Reform Social & Grill

Marylebone, London

The Mandeville Hotel, Mandeville Place, London W1U 2BE

Food: 3/5
Service: 2/5
Price: £119 for a five-course tasting menu

When my parents were about to visit me last weekend, I started looking for a nice but different English experience. I wanted to avoid the crowds of the Tower of London or the screaming teen-agers at the London’s Eye. Luckily enough, I bumped into an offer on a big online ‘experience retailer’ for a five-course British taste menu.

It sounded like a good deal and so last Friday night we ended up at the Reform Social & Grill. I admit I expected something more from the venue. The place looks like a pub and the five-course cutlery does not entirely match the brownish wall paper and the bare wooden tables. I believe they tried to give it a bit of an atmosphere via a shy candle light attempt. Unfortunately, given the grim surroundings, the low lights and the candles just make it hard to see what you actually have in your plate. I therefore apologise in advance for the dark images.

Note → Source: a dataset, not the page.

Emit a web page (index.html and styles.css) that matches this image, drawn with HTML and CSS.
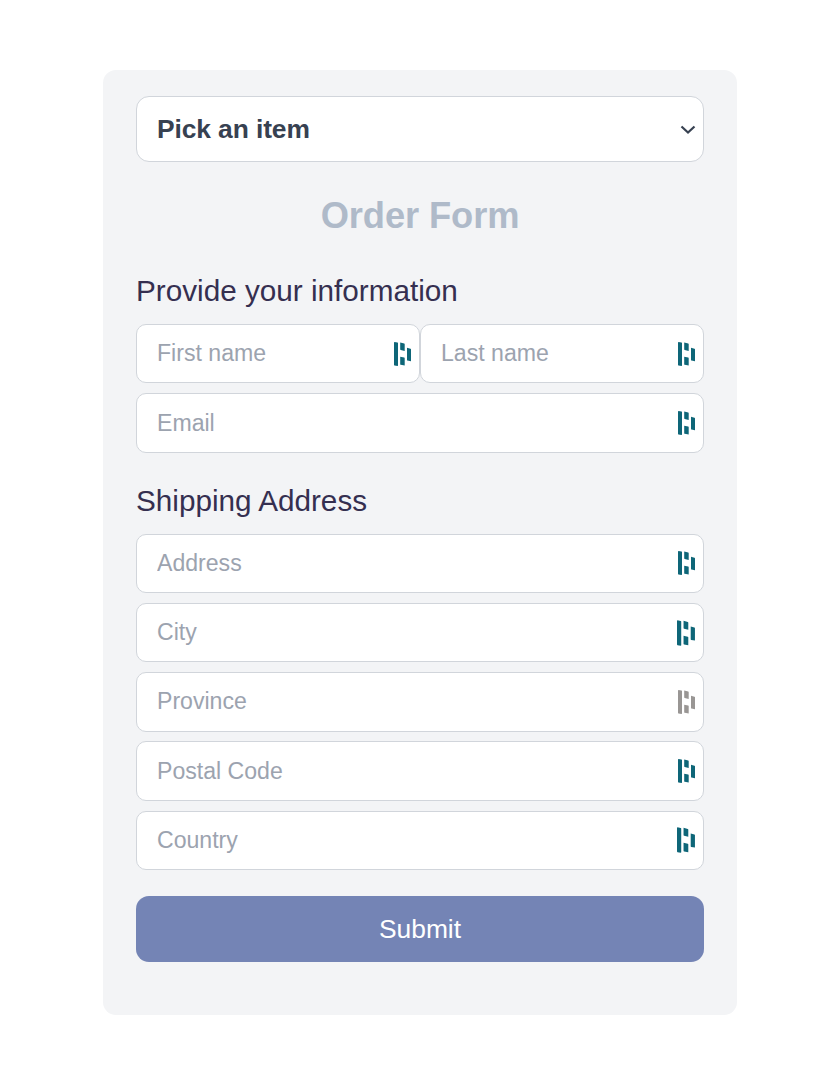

But let’s talk about food. Here is the menu we tasted on that night, based on English geography:

Cornwall: Cornish Crab soup served with crab Cornish pasty

Oxfordshire: Lamb faggots served with apple and parsnip salad and stilton dressing

Yorkshire: Battered Whitby cod cheeks served with chips and curry sauce (yes, Fish and Chips)

Lake District: Derwentwater (roast duck, Cumberland sauce, braised cabbage, pan haggaty)

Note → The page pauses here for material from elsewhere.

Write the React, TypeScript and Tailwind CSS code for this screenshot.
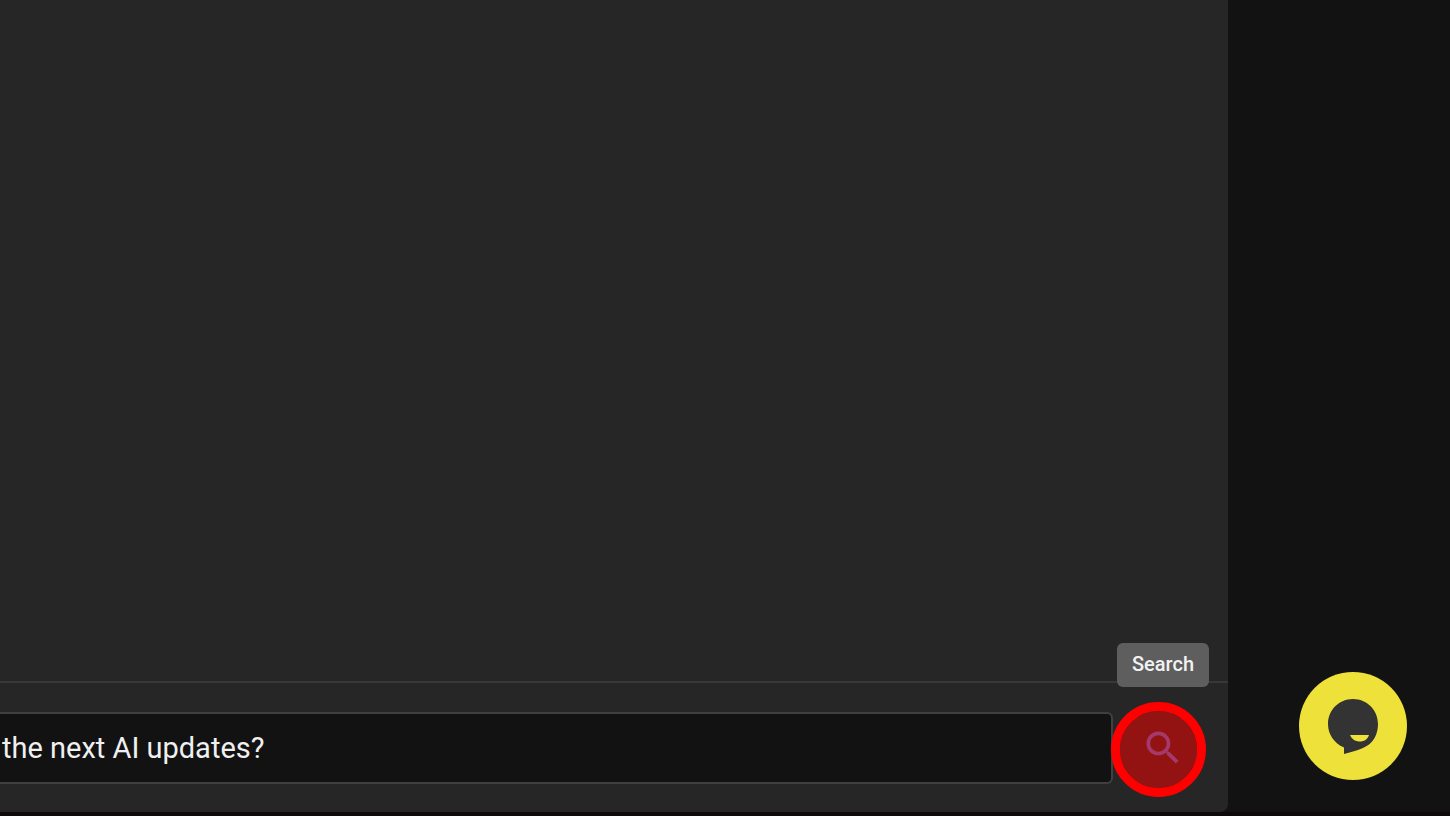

Scotland: Clootie Pudding with cream ice cream and whisky sauce

Fish won all over the table. The meat dishes, both the lamb and the duck, were surprisingly dry. Moreover, for some obscure reason, the faggots were served with a crisp in the middle which gave the plate an unpleasant feeling for pub food (see photo above).

The crab soup was absolutely delicious, very much faithful to the Cornish flavours. If you focus on its rich taste, you can actually forget the gloom of the pub-looking restaurant and have a quick trip on the Cornish shores.

And then, my favorite part, surprisingly: the Fish and Chips.


The batter was light and the peas puree beneath the fish was creamy while the peas we still firm. And there it was, that little touch that managed to summarise Britain in one plate: a bit of curry sauce. The fish was served with chips, peas and…curry sauce! Absolutely wonderful, I am not entirely sure how but the curry sauces actually matched the rest of the flavours. Where else in the world can battered fish and chips be served with curry sauce, bringing West and East together in such a naive representation? In the UK only.

And it is with this image that I want to leave you this evening: with all the people’s colours running, laughing, travelling and working in London. The center of the world, that – maybe a bit boldly – can be condensed on a plate, thanks to a bit of battered fish with a touch of curry sauce.